Word for word, print each line of the listing below; pictures stay out.

Given information:
↓

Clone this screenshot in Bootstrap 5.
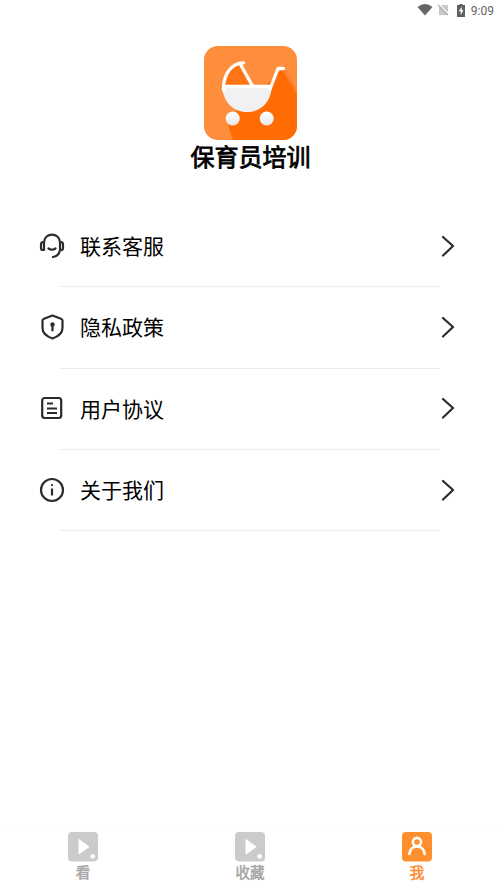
<!DOCTYPE html>
<html lang="zh-CN">
<head>
<meta charset="utf-8">
<meta name="viewport" content="width=device-width, initial-scale=1">
<title>保育员培训</title>
<link href="https://cdn.jsdelivr.net/npm/bootstrap@5.3.0/dist/css/bootstrap.min.css" rel="stylesheet">
<style>
body{font-family:"Noto Sans CJK SC",sans-serif;color:#000;background:#fff}
svg{display:block;flex:none}
.status-bar{height:20px;padding-right:7px;font:12px/20px Roboto,sans-serif;color:#666}
.clock{margin-left:6px;padding-top:1px}
.brand-block{padding-top:26px;height:185px}
.app-title{font-size:24px;line-height:32px;font-weight:400;-webkit-text-stroke:.8px #000}
.menu-item{height:81.33px;padding:0 46px 0 39px;font-size:21px;line-height:30px;color:#000}
.menu-label{margin-left:15px;padding-bottom:1px}
.divider{height:1px;margin:-1px 61px 0 60px;background:#ededed;transform:translateY(1px)}
.line-icon{fill:none;stroke:#2b2b2d;stroke-width:2.2;stroke-linecap:round;stroke-linejoin:round}
.tab-bar{height:67px;border-top:1px solid #fcfcfc}
.tab-item{padding:6px 1px 0 0;font-size:14.5px;line-height:19px;font-weight:400;color:#a6a6a6;-webkit-text-stroke:.5px currentColor}
.tab-item.active{color:#ff8a2b}
</style>
</head>
<body>
<div class="d-flex flex-column vh-100 overflow-hidden">
  <header class="status-bar d-flex justify-content-end align-items-center">
    <svg width="16" height="12" viewBox="0 0 16 12"><path fill="#666" d="M.5 3Q8-2.8 15.500 3L8 11.500Z"/></svg>
    <svg class="ms-1" width="12" height="12" viewBox="0 0 12 12"><path fill="#c8c8c8" d="M4 1h7v10H2V4z"/><path stroke="#fff" stroke-width="2" d="M1 0l11 11"/><path stroke="#aaa" stroke-width="1.200" d="M1 1l10 10"/></svg>
    <svg class="ms-2" width="8" height="13" viewBox="0 0 8 13"><path fill="#606060" d="M2.500 0h3v1H8v12H0V1h2.500z"/><path fill="#fff" d="M4.800 2.800 1.800 7.200h1.900V11l2.800-4.800H4.800z"/></svg>
    <span class="clock">9:09</span>
  </header>
  <section class="brand-block d-flex flex-column align-items-center">
    <svg width="93" height="94" viewBox="0 0 93 94">
      <defs><clipPath id="tile"><rect width="93" height="94" rx="14"/></clipPath>
      <linearGradient id="pearl" x2="0" y2="1"><stop stop-color="#fff"/><stop offset="1" stop-color="#e9e9eb"/></linearGradient></defs>
      <g clip-path="url(#tile)">
        <path fill="#ff8e3c" d="M0 0h93v94H0z"/>
        <path fill="#ff6c04" d="M22 73 60 42 78 23l15 25v46H29z"/>
        <path fill="#ff8130" d="m78 23 15 25V44L81 23z"/>
        <path fill="#ff7414" d="M21 40C23 27 30 19 38 18l11 23z"/>
        <path fill="#f1f1f3" d="M18 40h50C67 56 57 66 43 66S19 56 18 40Z"/>
        <path fill="none" stroke="#fff" stroke-width="3.300" stroke-linecap="round" stroke-linejoin="round" d="M19.500 44C19 29 27 17 39.500 16.800M36.500 18.500 48.500 40M19.500 40.500H66M66 43 74 22.500h5.500"/>
        <circle cx="28.700" cy="72.500" r="7" fill="url(#pearl)"/><circle cx="62.700" cy="72.500" r="7" fill="url(#pearl)"/>
      </g>
    </svg>
    <h1 class="app-title m-0">保育员培训</h1>
  </section>
  <nav class="d-flex flex-column flex-grow-1">
    <a class="menu-item d-flex align-items-center text-decoration-none">
      <svg class="line-icon" width="26" height="26" viewBox="0 0 26 26"><path d="M5 9C5.500-.8 20.500-.8 21 9M5 9v8H3.700Q2 17 2 15v-3.500Q2 9 4 9zM21 9v8h1.300q1.700 0 1.700-2v-3.500Q24 9 22 9zM21 17q-1 6-7 7M9.500 15.500q3.500 2.500 7 0"/></svg>
      <span class="menu-label flex-grow-1">联系客服</span>
      <svg class="line-icon" width="15" height="22" viewBox="0 0 15 22"><path d="M3 2l10 9L3 20.500"/></svg>
    </a>
    <div class="divider"></div>
    <a class="menu-item d-flex align-items-center text-decoration-none">
      <svg class="line-icon" width="26" height="26" viewBox="0 0 26 26"><path d="M13.500 1.500 22 4.700q1.500.5 1.500 2V14q0 7-10 10.500Q3.500 21 3.500 14V6.700q0-1.500 1.500-2z"/><circle cx="13.500" cy="10.500" r="1.500" fill="#2b2b2d" stroke-width="1.500"/><path d="M13.500 12v4.500"/></svg>
      <span class="menu-label flex-grow-1">隐私政策</span>
      <svg class="line-icon" width="15" height="22" viewBox="0 0 15 22"><path d="M3 2l10 9L3 20.500"/></svg>
    </a>
    <div class="divider"></div>
    <a class="menu-item d-flex align-items-center text-decoration-none">
      <svg class="line-icon" width="26" height="26" viewBox="0 0 26 26"><rect x="3.200" y="3" width="19" height="20" rx="2.500"/><path stroke-width="2" stroke-linecap="butt" d="M8 8.500h6M8 13.500h10M8 18h10"/></svg>
      <span class="menu-label flex-grow-1">用户协议</span>
      <svg class="line-icon" width="15" height="22" viewBox="0 0 15 22"><path d="M3 2l10 9L3 20.500"/></svg>
    </a>
    <div class="divider"></div>
    <a class="menu-item d-flex align-items-center text-decoration-none">
      <svg class="line-icon" width="26" height="26" viewBox="0 0 26 26"><circle cx="13" cy="13" r="11"/><path d="M13 11.500v7" stroke-linecap="butt"/><path d="M13 8v.1"/></svg>
      <span class="menu-label flex-grow-1">关于我们</span>
      <svg class="line-icon" width="15" height="22" viewBox="0 0 15 22"><path d="M3 2l10 9L3 20.500"/></svg>
    </a>
    <div class="divider"></div>
  </nav>
  <footer class="tab-bar row g-0 text-center">
    <div class="tab-item col d-flex flex-column align-items-center">
      <svg width="30" height="30" viewBox="0 0 30 30"><rect width="30" height="29.500" rx="4" fill="#cbcbcb"/><path fill="#fff" stroke="#fff" stroke-linejoin="round" d="M11 7.500v14.500l10-7.200z"/><circle cx="24.700" cy="24.300" r="2.400" fill="#fff"/></svg>
      <span>看</span>
    </div>
    <div class="tab-item col d-flex flex-column align-items-center">
      <svg width="30" height="30" viewBox="0 0 30 30"><rect width="30" height="29.500" rx="4" fill="#cbcbcb"/><path fill="#fff" stroke="#fff" stroke-linejoin="round" d="M11 7.500v14.500l10-7.200z"/><circle cx="24.700" cy="24.300" r="2.400" fill="#fff"/></svg>
      <span>收藏</span>
    </div>
    <div class="tab-item active col d-flex flex-column align-items-center">
      <svg width="30" height="30" viewBox="0 0 30 30"><rect width="30" height="29.500" rx="4" fill="#ff8f2d"/><g fill="none" stroke="#fff" stroke-width="2.600" stroke-linecap="round"><circle cx="15" cy="10" r="4.100"/><path d="M7.300 22Q8.500 14.500 15 14.500t7.700 7.500"/></g></svg>
      <span>我</span>
    </div>
  </footer>
</div>
<script src="https://cdn.jsdelivr.net/npm/bootstrap@5.3.0/dist/js/bootstrap.bundle.min.js"></script>
</body>
</html>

↑

The output:
Clone this screenshot in Bootstrap 5.
<!DOCTYPE html>
<html lang="zh-CN">
<head>
<meta charset="utf-8">
<meta name="viewport" content="width=device-width, initial-scale=1">
<title>保育员培训</title>
<link href="https://cdn.jsdelivr.net/npm/bootstrap@5.3.0/dist/css/bootstrap.min.css" rel="stylesheet">
<style>
body{font-family:"Noto Sans CJK SC",sans-serif;color:#000;background:#fff}
svg{display:block;flex:none}
.status-bar{height:20px;padding-right:7px;font:12px/20px Roboto,sans-serif;color:#666}
.clock{margin-left:6px;padding-top:1px}
.brand-block{padding-top:26px;height:185px}
.app-title{font-size:24px;line-height:32px;font-weight:400;-webkit-text-stroke:.8px #000}
.menu-item{height:81.33px;padding:0 46px 0 39px;font-size:21px;line-height:30px;color:#000}
.menu-label{margin-left:15px;padding-bottom:1px}
.divider{height:1px;margin:-1px 61px 0 60px;background:#ededed;transform:translateY(1px)}
.line-icon{fill:none;stroke:#2b2b2d;stroke-width:2.2;stroke-linecap:round;stroke-linejoin:round}
.tab-bar{height:67px;border-top:1px solid #fcfcfc}
.tab-item{padding:6px 1px 0 0;font-size:14.5px;line-height:19px;font-weight:400;color:#a6a6a6;-webkit-text-stroke:.5px currentColor}
.tab-item.active{color:#ff8a2b}
</style>
</head>
<body>
<div class="d-flex flex-column vh-100 overflow-hidden">
  <header class="status-bar d-flex justify-content-end align-items-center">
    <svg width="16" height="12" viewBox="0 0 16 12"><path fill="#666" d="M.5 3Q8-2.8 15.500 3L8 11.500Z"/></svg>
    <svg class="ms-1" width="12" height="12" viewBox="0 0 12 12"><path fill="#c8c8c8" d="M4 1h7v10H2V4z"/><path stroke="#fff" stroke-width="2" d="M1 0l11 11"/><path stroke="#aaa" stroke-width="1.200" d="M1 1l10 10"/></svg>
    <svg class="ms-2" width="8" height="13" viewBox="0 0 8 13"><path fill="#606060" d="M2.500 0h3v1H8v12H0V1h2.500z"/><path fill="#fff" d="M4.800 2.800 1.800 7.200h1.900V11l2.800-4.800H4.800z"/></svg>
    <span class="clock">9:09</span>
  </header>
  <section class="brand-block d-flex flex-column align-items-center">
    <svg width="93" height="94" viewBox="0 0 93 94">
      <defs><clipPath id="tile"><rect width="93" height="94" rx="14"/></clipPath>
      <linearGradient id="pearl" x2="0" y2="1"><stop stop-color="#fff"/><stop offset="1" stop-color="#e9e9eb"/></linearGradient></defs>
      <g clip-path="url(#tile)">
        <path fill="#ff8e3c" d="M0 0h93v94H0z"/>
        <path fill="#ff6c04" d="M22 73 60 42 78 23l15 25v46H29z"/>
        <path fill="#ff8130" d="m78 23 15 25V44L81 23z"/>
        <path fill="#ff7414" d="M21 40C23 27 30 19 38 18l11 23z"/>
        <path fill="#f1f1f3" d="M18 40h50C67 56 57 66 43 66S19 56 18 40Z"/>
        <path fill="none" stroke="#fff" stroke-width="3.300" stroke-linecap="round" stroke-linejoin="round" d="M19.500 44C19 29 27 17 39.500 16.800M36.500 18.500 48.500 40M19.500 40.500H66M66 43 74 22.500h5.500"/>
        <circle cx="28.700" cy="72.500" r="7" fill="url(#pearl)"/><circle cx="62.700" cy="72.500" r="7" fill="url(#pearl)"/>
      </g>
    </svg>
    <h1 class="app-title m-0">保育员培训</h1>
  </section>
  <nav class="d-flex flex-column flex-grow-1">
    <a class="menu-item d-flex align-items-center text-decoration-none">
      <svg class="line-icon" width="26" height="26" viewBox="0 0 26 26"><path d="M5 9C5.500-.8 20.500-.8 21 9M5 9v8H3.700Q2 17 2 15v-3.500Q2 9 4 9zM21 9v8h1.300q1.700 0 1.700-2v-3.500Q24 9 22 9zM21 17q-1 6-7 7M9.500 15.500q3.500 2.500 7 0"/></svg>
      <span class="menu-label flex-grow-1">联系客服</span>
      <svg class="line-icon" width="15" height="22" viewBox="0 0 15 22"><path d="M3 2l10 9L3 20.500"/></svg>
    </a>
    <div class="divider"></div>
    <a class="menu-item d-flex align-items-center text-decoration-none">
      <svg class="line-icon" width="26" height="26" viewBox="0 0 26 26"><path d="M13.500 1.500 22 4.700q1.500.5 1.500 2V14q0 7-10 10.500Q3.500 21 3.500 14V6.700q0-1.500 1.500-2z"/><circle cx="13.500" cy="10.500" r="1.500" fill="#2b2b2d" stroke-width="1.500"/><path d="M13.500 12v4.500"/></svg>
      <span class="menu-label flex-grow-1">隐私政策</span>
      <svg class="line-icon" width="15" height="22" viewBox="0 0 15 22"><path d="M3 2l10 9L3 20.500"/></svg>
    </a>
    <div class="divider"></div>
    <a class="menu-item d-flex align-items-center text-decoration-none">
      <svg class="line-icon" width="26" height="26" viewBox="0 0 26 26"><rect x="3.200" y="3" width="19" height="20" rx="2.500"/><path stroke-width="2" stroke-linecap="butt" d="M8 8.500h6M8 13.500h10M8 18h10"/></svg>
      <span class="menu-label flex-grow-1">用户协议</span>
      <svg class="line-icon" width="15" height="22" viewBox="0 0 15 22"><path d="M3 2l10 9L3 20.500"/></svg>
    </a>
    <div class="divider"></div>
    <a class="menu-item d-flex align-items-center text-decoration-none">
      <svg class="line-icon" width="26" height="26" viewBox="0 0 26 26"><circle cx="13" cy="13" r="11"/><path d="M13 11.500v7" stroke-linecap="butt"/><path d="M13 8v.1"/></svg>
      <span class="menu-label flex-grow-1">关于我们</span>
      <svg class="line-icon" width="15" height="22" viewBox="0 0 15 22"><path d="M3 2l10 9L3 20.500"/></svg>
    </a>
    <div class="divider"></div>
  </nav>
  <footer class="tab-bar row g-0 text-center">
    <div class="tab-item col d-flex flex-column align-items-center">
      <svg width="30" height="30" viewBox="0 0 30 30"><rect width="30" height="29.500" rx="4" fill="#cbcbcb"/><path fill="#fff" stroke="#fff" stroke-linejoin="round" d="M11 7.500v14.500l10-7.200z"/><circle cx="24.700" cy="24.300" r="2.400" fill="#fff"/></svg>
      <span>看</span>
    </div>
    <div class="tab-item col d-flex flex-column align-items-center">
      <svg width="30" height="30" viewBox="0 0 30 30"><rect width="30" height="29.500" rx="4" fill="#cbcbcb"/><path fill="#fff" stroke="#fff" stroke-linejoin="round" d="M11 7.500v14.500l10-7.200z"/><circle cx="24.700" cy="24.300" r="2.400" fill="#fff"/></svg>
      <span>收藏</span>
    </div>
    <div class="tab-item active col d-flex flex-column align-items-center">
      <svg width="30" height="30" viewBox="0 0 30 30"><rect width="30" height="29.500" rx="4" fill="#ff8f2d"/><g fill="none" stroke="#fff" stroke-width="2.600" stroke-linecap="round"><circle cx="15" cy="10" r="4.100"/><path d="M7.300 22Q8.500 14.500 15 14.500t7.700 7.500"/></g></svg>
      <span>我</span>
    </div>
  </footer>
</div>
<script src="https://cdn.jsdelivr.net/npm/bootstrap@5.3.0/dist/js/bootstrap.bundle.min.js"></script>
</body>
</html>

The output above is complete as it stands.